Edward Albee's The Zoo Story was written in 1958 and completed in just three weeks. Originally it was rejected by New York producers, and so it was first put on in Europe, premiering in Berlin at the Schiller Theater Werkstatt on September 28, 1959. The Provincetown Playhouse put it on in 1960 when it was paired with Samuel Beckett's work Krapp's Last Tape.
The play involves a business man who engages in a long and potentially shocking conversation with a stranger.
Themes are: · Isolation of human existence. · The potential connection with people or animals · Lack of communication between individuals. · Dehumanization in a commercial world. · Social disparity. · Life without purpose or examination. · Loneliness.
Characters: Peter: A plain-looking man in his early 40s who smokes a pipe and carries horn-rimmed glasses. His dress and manner are that of a younger man. Jerry: A man in his late 30s, carelessly dressed, once muscular and handsome. He is weary.
Setting: A park bench in Central Park, New York City, in the present time on a sunny day.

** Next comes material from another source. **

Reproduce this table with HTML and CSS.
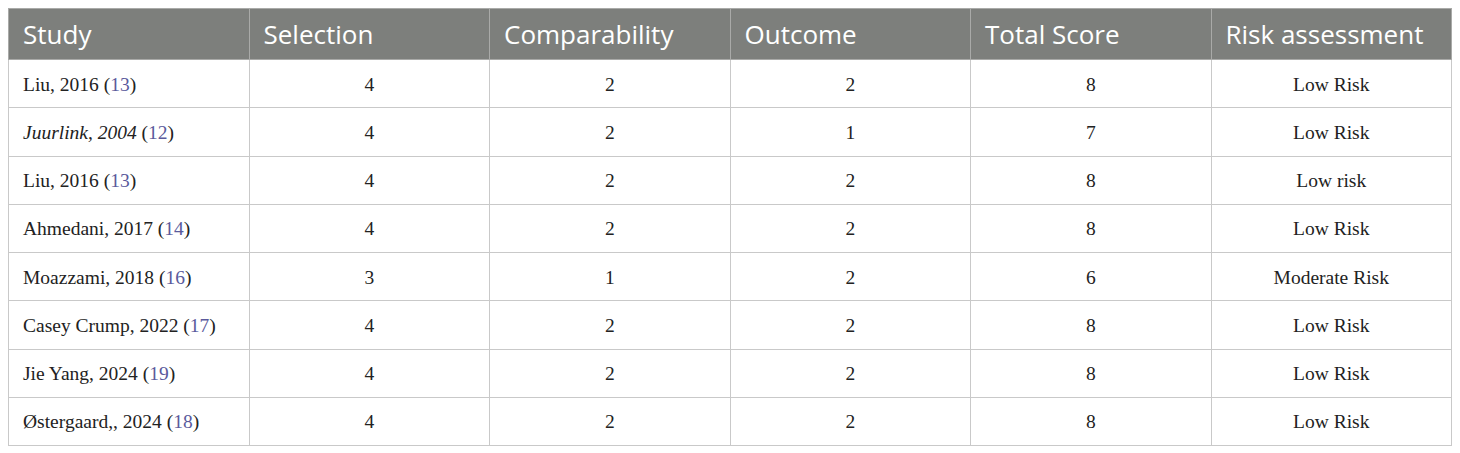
FILE: index.html
```html
<!DOCTYPE html>
<html>
<head>
<meta charset="utf-8">
<link rel="stylesheet" href="styles.css">
</head>
<body>
<table class="tbl">
  <colgroup>
    <col class="c"><col class="c"><col class="c"><col class="c"><col class="c"><col class="c">
  </colgroup>
  <thead>
    <tr>
      <th>Study</th><th>Selection</th><th>Comparability</th><th>Outcome</th><th>Total Score</th><th>Risk assessment</th>
    </tr>
  </thead>
  <tbody>
    <tr><td class="study">Liu, 2016 (<a class="ref">13</a>)</td><td>4</td><td>2</td><td>2</td><td>8</td><td>Low Risk</td></tr>
    <tr><td class="study"><i>Juurlink, 2004</i> (<a class="ref">12</a>)</td><td>4</td><td>2</td><td>1</td><td>7</td><td>Low Risk</td></tr>
    <tr><td class="study">Liu, 2016 (<a class="ref">13</a>)</td><td>4</td><td>2</td><td>2</td><td>8</td><td>Low risk</td></tr>
    <tr><td class="study">Ahmedani, 2017 (<a class="ref">14</a>)</td><td>4</td><td>2</td><td>2</td><td>8</td><td>Low Risk</td></tr>
    <tr><td class="study">Moazzami, 2018 (<a class="ref">16</a>)</td><td>3</td><td>1</td><td>2</td><td>6</td><td>Moderate Risk</td></tr>
    <tr><td class="study">Casey Crump, 2022 (<a class="ref">17</a>)</td><td>4</td><td>2</td><td>2</td><td>8</td><td>Low Risk</td></tr>
    <tr><td class="study">Jie Yang, 2024 (<a class="ref">19</a>)</td><td>4</td><td>2</td><td>2</td><td>8</td><td>Low Risk</td></tr>
    <tr><td class="study">Østergaard,, 2024 (<a class="ref">18</a>)</td><td>4</td><td>2</td><td>2</td><td>8</td><td>Low Risk</td></tr>
  </tbody>
</table>
</body>
</html>
```

FILE: styles.css
```css
html, body {
  margin: 0;
  padding: 0;
  background: #ffffff;
}
body {
  padding: 8px;
}
.tbl {
  width: 1444px;
  border-collapse: collapse;
  table-layout: fixed;
}
.tbl th {
  background: #7d7f7c;
  color: #ffffff;
  font-family: "Open Sans", sans-serif;
  font-weight: 400;
  font-size: 26px;
  text-align: left;
  padding: 0 14px;
  height: 51px;
  border: 1px solid #a9aaa8;
  box-sizing: border-box;
}
.tbl td {
  font-family: "Liberation Serif", serif;
  font-size: 19.5px;
  color: #222222;
  text-align: center;
  height: 48.25px;
  padding: 2px 14px 0;
  border: 1px solid #c9c9c9;
  box-sizing: border-box;
}
.tbl td.study {
  text-align: left;
}
.ref {
  color: #5a5a9c;
}
```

Synopsis: Peter, a middle-class publishing executive who lives in ignorance of the world outside his married life, sits on a park bench, reading. Along comes Jerry, an isolated, disheartened man who is very troubled and probably mentally ill. Jerry is desperate to have a meaningful conversation with another human being. He intrudes on Peter’s peaceful state by interrogating him and forcing him to listen to his life story and the reason behind his visit to the zoo. The action is linear, unfolding in front of the audience in “real time”. The elements of ironic humour and unrelenting dramatic suspense are brought to a climax when Jerry brings his victim down to his own savage level and initiates a shocking ending.